Nosto / techdocs

2 stars 2 forks source link

Add subsection to "How nosto crawler works" #12

Closed ValterAndersson closed 6 years ago

ValterAndersson commented 6 years ago

"When does the crawler not function"

I think we need an article about the crawler and how the staging site can not be white-listed in order for Nosto to Crawl the site. All to often many of my staging enviornments are whitelisted and does not pull product data. So in order to get real products in the recommendations what I suggest is to un-whitelist for a few hours, re-index and then we can style the recommendations will real products.
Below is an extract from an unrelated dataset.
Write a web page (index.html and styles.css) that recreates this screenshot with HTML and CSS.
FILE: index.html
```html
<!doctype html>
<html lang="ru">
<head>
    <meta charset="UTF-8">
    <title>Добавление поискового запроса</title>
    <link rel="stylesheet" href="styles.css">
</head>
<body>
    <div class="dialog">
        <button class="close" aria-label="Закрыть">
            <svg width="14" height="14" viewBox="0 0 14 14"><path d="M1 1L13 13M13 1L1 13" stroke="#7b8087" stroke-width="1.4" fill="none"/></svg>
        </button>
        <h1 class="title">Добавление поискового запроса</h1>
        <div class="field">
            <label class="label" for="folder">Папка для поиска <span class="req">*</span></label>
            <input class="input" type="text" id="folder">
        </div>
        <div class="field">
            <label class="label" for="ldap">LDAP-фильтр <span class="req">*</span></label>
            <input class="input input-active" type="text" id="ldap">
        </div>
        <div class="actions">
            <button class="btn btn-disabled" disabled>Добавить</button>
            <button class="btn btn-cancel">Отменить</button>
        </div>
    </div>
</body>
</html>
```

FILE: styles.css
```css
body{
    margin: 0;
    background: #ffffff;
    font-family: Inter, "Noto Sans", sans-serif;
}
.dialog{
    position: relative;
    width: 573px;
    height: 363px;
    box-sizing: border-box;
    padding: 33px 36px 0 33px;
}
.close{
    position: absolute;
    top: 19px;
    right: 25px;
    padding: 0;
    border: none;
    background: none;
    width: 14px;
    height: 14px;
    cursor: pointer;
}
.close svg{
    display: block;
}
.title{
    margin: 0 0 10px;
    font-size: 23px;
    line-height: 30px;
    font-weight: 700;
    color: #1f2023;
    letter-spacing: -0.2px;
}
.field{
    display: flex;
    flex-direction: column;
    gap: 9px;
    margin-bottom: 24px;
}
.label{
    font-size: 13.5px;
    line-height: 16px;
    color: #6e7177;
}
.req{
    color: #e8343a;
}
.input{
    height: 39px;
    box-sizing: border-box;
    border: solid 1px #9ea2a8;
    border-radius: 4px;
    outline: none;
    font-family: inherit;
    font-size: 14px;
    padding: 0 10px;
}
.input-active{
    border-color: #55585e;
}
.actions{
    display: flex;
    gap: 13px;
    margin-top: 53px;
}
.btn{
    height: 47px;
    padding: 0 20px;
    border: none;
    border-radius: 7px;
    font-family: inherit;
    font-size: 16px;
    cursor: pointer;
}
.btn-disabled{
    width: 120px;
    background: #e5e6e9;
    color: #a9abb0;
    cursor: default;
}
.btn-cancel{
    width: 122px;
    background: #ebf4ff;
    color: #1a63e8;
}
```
This happens more often than not.

ValterAndersson commented 6 years ago

We mention "While Nosto's crawler attempts to keep its copy of your catalog as fresh as possible, there are scenarios where we may not be able to update all the information as quickly as needed." We should provide examples of when this might be needed to do or when Nosto does not pick up the changes quick enough, like a specifical example.

ValterAndersson commented 6 years ago

We state "You can recrawl as often as you need but bear in mind that every recrawl adds an extra page load to your server." but we should explain wha the ramifications might be of doing this too much or hitting the button multiple times, too frequently.

ValterAndersson commented 6 years ago

Added subsection Common errors while using the crawler approach to Nosto crawler page.

Common errors while using the crawler approach
Crawling relies on tagging metadata being present in the source on pageload. Nosto crawler does not execute Javascript and hence no dynamically injected or modified information will be crawled.

Nosto crawler is mostly dispatched from Amazon Web Services - US East. This means that you will need to add an exception based on the header/agent details for any geolocation redirects affecting the stores. This can otherwise interfere with multi-currency setups by populating USD as the base currency for all products.